<<<<
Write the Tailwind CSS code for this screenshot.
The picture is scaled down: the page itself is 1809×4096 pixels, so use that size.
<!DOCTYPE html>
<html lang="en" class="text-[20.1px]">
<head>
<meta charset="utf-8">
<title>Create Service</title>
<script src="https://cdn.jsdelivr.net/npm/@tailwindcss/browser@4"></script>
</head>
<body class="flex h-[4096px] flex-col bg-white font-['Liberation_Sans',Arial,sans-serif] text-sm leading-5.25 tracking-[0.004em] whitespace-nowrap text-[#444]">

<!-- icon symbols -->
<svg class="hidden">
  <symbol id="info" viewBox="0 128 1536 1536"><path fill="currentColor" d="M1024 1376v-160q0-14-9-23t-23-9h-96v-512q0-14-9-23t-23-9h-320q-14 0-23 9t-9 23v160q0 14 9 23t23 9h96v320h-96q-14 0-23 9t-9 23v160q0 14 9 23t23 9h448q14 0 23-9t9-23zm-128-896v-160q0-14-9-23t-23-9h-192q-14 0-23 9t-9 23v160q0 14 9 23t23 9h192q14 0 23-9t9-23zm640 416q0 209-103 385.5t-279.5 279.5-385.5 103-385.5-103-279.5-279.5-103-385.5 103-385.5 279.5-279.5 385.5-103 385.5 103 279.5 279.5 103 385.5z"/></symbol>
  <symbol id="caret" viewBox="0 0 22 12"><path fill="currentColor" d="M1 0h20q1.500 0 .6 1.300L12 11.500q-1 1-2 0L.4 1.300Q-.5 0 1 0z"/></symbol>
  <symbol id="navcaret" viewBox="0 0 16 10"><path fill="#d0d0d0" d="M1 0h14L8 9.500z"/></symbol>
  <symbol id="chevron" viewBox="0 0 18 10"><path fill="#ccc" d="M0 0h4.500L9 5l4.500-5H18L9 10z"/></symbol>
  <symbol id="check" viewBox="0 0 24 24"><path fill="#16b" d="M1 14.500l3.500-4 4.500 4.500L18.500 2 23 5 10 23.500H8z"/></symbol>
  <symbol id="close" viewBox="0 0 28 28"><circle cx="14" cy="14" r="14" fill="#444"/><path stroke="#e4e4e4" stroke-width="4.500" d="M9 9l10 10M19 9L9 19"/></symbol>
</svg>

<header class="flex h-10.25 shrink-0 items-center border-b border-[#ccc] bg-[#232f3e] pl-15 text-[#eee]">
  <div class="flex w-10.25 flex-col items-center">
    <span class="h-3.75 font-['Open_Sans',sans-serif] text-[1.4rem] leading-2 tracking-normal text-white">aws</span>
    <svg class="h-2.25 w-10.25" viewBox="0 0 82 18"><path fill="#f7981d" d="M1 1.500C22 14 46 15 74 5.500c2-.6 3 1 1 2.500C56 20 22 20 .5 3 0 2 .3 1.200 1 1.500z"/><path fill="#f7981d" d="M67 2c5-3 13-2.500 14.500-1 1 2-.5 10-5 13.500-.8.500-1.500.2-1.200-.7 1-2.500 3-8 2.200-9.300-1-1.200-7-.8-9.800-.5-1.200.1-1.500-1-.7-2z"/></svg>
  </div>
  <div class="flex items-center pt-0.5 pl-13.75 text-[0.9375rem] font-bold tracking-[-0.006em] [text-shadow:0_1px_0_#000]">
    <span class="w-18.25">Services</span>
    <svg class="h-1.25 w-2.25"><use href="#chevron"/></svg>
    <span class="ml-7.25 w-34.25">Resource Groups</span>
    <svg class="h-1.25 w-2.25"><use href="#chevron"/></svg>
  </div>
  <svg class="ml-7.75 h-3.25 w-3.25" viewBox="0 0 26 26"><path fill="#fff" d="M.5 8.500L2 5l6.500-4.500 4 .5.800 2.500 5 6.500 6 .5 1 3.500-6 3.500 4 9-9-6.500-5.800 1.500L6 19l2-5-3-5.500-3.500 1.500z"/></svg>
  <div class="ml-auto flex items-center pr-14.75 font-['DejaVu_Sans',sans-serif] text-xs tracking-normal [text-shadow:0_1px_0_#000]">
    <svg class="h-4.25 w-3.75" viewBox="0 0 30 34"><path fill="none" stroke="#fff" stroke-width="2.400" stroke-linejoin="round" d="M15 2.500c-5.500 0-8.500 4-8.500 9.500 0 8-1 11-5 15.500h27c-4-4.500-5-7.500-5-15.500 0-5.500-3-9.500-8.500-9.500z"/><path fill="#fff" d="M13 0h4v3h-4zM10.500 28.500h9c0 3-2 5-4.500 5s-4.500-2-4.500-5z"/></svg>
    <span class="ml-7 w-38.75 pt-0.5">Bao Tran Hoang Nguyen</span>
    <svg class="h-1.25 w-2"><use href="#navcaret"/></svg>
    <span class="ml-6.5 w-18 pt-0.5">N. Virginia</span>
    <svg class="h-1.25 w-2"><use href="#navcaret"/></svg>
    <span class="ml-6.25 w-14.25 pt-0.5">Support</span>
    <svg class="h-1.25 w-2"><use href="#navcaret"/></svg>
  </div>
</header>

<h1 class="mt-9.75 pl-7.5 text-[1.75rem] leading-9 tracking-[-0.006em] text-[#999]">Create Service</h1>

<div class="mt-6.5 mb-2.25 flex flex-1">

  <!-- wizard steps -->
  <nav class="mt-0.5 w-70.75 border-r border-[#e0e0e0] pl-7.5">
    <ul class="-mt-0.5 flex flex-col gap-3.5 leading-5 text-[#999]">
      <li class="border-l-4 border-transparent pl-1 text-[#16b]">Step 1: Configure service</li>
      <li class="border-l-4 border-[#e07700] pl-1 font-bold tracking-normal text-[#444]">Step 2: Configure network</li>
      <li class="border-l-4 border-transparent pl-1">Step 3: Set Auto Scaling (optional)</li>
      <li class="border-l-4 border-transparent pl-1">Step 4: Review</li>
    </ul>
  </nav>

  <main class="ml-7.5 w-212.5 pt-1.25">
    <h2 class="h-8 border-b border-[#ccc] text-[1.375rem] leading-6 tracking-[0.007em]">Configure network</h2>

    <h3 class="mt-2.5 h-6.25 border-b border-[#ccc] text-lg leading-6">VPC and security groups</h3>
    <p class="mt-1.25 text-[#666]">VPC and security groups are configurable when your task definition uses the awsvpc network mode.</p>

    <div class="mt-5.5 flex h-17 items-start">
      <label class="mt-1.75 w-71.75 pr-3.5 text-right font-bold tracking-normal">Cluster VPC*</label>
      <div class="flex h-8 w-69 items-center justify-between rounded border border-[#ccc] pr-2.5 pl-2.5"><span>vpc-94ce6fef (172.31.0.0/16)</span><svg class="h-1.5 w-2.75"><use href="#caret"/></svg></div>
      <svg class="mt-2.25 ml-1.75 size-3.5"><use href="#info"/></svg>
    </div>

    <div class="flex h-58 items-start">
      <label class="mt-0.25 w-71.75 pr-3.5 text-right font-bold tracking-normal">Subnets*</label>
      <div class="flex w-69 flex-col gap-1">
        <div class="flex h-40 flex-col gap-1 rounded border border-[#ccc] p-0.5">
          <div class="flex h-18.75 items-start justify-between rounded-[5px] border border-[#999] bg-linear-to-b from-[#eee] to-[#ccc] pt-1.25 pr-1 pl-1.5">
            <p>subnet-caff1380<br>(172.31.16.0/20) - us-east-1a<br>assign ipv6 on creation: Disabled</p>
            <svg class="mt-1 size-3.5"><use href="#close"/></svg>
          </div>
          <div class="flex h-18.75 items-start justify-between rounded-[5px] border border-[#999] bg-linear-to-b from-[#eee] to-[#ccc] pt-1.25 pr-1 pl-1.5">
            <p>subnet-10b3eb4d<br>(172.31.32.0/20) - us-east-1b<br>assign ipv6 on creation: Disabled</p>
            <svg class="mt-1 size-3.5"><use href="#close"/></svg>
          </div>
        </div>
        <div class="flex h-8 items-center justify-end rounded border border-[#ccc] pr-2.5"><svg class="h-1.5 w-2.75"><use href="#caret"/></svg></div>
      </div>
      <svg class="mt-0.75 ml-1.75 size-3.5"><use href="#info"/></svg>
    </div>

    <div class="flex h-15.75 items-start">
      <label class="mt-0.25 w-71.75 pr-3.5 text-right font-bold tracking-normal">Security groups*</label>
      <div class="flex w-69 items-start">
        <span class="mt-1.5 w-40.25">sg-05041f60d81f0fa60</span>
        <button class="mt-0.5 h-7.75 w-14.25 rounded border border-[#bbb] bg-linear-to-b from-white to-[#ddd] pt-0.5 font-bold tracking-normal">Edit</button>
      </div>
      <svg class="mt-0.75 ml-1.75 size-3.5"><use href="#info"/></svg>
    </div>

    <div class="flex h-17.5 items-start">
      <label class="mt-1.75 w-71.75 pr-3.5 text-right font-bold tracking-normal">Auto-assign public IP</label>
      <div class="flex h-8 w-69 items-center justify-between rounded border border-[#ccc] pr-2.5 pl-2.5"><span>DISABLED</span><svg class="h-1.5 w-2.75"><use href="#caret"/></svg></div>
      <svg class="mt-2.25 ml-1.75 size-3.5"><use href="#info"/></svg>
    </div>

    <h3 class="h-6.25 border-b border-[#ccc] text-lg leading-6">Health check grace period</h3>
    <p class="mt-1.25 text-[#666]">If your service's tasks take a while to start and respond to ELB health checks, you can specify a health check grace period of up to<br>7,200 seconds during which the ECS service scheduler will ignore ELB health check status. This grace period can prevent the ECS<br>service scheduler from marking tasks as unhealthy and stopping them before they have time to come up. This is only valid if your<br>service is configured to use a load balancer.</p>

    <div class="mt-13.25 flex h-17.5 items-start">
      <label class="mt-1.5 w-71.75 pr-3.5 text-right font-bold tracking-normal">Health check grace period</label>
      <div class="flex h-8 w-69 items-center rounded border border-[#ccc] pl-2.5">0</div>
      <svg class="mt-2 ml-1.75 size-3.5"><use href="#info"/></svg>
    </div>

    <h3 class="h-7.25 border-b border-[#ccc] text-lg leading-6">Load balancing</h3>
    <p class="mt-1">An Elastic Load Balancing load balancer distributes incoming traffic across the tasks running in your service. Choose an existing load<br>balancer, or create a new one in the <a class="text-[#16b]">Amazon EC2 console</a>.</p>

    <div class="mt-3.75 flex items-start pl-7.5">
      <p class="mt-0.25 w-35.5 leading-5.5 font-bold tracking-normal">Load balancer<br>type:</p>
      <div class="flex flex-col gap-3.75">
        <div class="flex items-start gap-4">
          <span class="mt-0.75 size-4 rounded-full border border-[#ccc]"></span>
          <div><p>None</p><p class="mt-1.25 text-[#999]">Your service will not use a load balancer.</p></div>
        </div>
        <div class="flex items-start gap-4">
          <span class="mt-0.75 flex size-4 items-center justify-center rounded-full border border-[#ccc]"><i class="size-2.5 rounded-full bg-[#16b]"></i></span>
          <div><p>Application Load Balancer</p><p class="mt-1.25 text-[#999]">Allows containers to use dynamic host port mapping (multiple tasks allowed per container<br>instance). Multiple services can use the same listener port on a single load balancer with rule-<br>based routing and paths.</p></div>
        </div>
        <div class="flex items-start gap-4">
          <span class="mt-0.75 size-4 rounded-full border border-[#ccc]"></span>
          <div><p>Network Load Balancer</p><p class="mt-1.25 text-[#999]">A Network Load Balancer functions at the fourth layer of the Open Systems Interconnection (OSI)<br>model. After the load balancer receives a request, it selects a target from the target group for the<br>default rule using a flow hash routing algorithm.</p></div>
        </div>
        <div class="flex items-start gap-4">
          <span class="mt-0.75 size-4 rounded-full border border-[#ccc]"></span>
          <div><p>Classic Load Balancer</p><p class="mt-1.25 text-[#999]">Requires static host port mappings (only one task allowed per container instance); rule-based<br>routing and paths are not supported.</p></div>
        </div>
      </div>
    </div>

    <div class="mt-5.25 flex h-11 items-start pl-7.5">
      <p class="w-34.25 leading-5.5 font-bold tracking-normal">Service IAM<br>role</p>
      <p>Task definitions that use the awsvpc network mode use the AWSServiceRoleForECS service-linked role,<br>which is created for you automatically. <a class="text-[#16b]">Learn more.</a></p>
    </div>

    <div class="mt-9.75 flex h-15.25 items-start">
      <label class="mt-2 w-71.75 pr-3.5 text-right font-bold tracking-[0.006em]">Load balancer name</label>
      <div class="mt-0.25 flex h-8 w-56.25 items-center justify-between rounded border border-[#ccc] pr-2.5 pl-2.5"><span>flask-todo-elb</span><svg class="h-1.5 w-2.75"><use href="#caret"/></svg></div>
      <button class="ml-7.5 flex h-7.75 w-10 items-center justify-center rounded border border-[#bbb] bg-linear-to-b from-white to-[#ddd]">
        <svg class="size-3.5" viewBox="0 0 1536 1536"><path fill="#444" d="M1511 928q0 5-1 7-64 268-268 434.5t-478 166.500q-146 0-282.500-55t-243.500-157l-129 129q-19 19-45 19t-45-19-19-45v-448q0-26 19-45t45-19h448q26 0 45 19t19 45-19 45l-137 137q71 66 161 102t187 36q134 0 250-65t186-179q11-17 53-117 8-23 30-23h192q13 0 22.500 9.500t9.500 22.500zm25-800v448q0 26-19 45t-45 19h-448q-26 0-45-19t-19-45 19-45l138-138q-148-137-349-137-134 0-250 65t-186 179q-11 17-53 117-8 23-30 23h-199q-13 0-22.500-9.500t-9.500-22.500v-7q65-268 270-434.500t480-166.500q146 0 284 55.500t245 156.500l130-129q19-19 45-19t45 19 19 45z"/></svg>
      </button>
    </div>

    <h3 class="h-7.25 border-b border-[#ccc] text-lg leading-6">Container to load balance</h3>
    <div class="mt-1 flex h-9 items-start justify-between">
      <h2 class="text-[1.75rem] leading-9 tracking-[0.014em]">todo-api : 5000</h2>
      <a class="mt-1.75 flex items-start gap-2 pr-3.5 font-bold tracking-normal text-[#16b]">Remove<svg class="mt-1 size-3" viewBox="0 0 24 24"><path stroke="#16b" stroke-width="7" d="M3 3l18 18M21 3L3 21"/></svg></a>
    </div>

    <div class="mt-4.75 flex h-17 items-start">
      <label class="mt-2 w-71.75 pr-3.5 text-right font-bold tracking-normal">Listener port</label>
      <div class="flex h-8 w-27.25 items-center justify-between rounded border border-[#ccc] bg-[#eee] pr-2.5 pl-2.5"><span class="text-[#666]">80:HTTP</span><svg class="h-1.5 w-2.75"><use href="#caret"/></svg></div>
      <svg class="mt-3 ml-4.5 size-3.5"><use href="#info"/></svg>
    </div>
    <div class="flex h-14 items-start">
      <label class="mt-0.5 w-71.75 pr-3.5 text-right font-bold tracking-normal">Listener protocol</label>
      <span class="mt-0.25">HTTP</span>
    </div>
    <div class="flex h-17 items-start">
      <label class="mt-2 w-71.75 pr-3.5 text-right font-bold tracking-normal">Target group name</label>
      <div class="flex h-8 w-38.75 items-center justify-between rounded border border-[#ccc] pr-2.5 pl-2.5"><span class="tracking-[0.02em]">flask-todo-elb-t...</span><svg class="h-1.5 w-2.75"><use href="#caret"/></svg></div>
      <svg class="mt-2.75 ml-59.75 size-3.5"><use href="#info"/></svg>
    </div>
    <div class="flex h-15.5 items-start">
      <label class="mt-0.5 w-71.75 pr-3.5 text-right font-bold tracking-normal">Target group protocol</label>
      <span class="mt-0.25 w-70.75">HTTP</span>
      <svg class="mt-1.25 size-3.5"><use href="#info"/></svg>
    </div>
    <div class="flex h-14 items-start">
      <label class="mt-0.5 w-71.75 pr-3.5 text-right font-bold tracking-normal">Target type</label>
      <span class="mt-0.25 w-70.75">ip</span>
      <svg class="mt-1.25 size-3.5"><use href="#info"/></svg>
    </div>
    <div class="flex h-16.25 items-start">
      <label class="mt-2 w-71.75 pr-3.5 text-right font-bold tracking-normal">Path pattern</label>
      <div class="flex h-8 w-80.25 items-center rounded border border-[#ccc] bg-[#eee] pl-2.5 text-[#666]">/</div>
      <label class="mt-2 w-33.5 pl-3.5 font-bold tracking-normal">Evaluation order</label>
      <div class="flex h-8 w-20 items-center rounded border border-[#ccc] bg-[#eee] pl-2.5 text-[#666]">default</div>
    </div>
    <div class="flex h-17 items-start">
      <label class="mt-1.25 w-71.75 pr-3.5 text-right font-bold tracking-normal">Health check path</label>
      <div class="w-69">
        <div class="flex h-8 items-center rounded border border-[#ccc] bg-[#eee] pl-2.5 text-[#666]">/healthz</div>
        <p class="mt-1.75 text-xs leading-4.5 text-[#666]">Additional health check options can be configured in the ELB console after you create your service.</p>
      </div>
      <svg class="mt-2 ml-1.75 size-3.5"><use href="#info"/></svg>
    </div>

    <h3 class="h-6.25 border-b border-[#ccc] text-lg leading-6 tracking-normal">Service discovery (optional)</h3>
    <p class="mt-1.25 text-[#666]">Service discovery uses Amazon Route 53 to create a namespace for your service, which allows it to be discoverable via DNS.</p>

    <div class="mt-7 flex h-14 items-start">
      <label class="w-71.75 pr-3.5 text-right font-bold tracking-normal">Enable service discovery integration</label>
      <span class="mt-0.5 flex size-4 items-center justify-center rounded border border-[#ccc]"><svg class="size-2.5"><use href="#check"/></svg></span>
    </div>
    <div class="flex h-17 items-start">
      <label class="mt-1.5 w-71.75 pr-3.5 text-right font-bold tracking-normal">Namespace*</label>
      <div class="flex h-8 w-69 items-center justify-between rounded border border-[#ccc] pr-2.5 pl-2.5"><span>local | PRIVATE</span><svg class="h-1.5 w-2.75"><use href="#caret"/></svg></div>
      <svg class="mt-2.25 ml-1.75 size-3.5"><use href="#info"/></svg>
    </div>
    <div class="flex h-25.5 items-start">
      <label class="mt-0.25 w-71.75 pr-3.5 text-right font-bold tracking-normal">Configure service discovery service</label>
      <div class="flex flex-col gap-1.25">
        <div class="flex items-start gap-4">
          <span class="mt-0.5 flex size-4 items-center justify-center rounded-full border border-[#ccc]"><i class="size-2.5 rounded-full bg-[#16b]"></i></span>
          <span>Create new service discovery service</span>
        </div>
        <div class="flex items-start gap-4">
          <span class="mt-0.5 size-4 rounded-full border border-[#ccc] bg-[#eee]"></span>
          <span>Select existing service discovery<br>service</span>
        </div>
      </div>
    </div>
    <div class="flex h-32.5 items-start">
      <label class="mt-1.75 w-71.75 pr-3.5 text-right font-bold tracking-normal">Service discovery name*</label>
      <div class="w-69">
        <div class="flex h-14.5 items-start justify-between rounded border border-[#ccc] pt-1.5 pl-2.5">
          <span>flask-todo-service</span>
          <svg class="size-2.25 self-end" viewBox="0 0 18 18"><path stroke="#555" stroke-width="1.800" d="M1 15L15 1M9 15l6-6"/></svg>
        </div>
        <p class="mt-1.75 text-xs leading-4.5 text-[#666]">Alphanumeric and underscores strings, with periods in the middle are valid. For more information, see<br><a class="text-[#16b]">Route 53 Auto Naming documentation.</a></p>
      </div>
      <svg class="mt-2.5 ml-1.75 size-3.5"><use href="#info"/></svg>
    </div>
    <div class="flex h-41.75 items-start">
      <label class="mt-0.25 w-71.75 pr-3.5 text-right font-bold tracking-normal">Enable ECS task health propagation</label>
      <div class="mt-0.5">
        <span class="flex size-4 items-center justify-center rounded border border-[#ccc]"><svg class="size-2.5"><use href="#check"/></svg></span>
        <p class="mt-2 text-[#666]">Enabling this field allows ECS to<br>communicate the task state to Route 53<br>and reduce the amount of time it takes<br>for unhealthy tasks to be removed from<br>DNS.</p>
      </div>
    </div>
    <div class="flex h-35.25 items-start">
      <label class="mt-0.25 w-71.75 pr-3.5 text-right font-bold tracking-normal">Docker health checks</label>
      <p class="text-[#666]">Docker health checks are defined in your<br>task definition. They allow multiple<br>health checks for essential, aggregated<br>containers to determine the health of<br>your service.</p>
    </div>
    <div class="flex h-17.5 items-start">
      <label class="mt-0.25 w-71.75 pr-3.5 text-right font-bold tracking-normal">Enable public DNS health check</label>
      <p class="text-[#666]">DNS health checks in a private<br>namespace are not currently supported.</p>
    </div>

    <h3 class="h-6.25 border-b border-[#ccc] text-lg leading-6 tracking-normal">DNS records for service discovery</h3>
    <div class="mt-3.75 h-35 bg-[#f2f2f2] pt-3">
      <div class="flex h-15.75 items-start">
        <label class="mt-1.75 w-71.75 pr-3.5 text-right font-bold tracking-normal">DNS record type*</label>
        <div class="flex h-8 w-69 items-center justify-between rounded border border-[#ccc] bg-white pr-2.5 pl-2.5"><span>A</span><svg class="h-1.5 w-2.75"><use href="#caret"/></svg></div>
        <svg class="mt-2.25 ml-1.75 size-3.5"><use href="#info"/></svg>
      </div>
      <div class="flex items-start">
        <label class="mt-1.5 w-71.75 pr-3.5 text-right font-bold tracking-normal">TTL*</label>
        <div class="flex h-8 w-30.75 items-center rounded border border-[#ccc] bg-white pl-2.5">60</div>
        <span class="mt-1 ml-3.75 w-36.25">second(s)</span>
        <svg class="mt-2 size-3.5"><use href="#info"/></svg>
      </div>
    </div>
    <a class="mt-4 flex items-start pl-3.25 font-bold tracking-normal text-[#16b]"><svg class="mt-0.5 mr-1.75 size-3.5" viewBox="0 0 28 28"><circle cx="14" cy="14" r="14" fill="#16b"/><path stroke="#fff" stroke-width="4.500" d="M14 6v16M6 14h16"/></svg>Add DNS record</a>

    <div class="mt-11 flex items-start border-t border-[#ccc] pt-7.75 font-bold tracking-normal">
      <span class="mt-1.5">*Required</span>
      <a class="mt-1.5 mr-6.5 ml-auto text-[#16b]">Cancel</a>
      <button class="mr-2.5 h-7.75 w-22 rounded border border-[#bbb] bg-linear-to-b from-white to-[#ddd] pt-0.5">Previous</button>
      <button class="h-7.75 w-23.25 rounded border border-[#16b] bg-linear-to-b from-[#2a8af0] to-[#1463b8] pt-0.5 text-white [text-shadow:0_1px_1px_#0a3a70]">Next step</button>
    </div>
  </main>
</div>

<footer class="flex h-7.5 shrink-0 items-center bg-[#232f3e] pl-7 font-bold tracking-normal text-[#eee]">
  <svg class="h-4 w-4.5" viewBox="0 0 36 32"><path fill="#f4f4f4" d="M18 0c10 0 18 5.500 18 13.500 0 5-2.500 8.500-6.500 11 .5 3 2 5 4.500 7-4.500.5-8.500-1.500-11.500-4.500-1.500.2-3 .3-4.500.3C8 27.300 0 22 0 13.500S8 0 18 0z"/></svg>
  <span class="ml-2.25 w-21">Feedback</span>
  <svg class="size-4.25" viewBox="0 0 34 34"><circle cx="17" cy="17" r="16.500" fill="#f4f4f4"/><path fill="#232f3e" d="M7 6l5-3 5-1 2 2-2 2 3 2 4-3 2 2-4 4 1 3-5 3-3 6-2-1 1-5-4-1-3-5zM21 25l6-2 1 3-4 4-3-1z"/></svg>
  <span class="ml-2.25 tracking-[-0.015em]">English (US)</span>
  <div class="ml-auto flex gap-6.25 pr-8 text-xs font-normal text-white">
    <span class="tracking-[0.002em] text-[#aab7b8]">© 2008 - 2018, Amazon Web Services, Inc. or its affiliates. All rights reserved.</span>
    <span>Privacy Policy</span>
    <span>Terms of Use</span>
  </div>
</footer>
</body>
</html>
>>>>
» What is needed: Beginning with the line containing "The picture is" and ending with the line containing "h-[4096px] flex-col bg-white", extract those lines exactly from the listing above, and only those.

» Solution to this problem:
The picture is scaled down: the page itself is 1809×4096 pixels, so use that size.
<!DOCTYPE html>
<html lang="en" class="text-[20.1px]">
<head>
<meta charset="utf-8">
<title>Create Service</title>
<script src="https://cdn.jsdelivr.net/npm/@tailwindcss/browser@4"></script>
</head>
<body class="flex h-[4096px] flex-col bg-white font-['Liberation_Sans',Arial,sans-serif] text-sm leading-5.25 tracking-[0.004em] whitespace-nowrap text-[#444]">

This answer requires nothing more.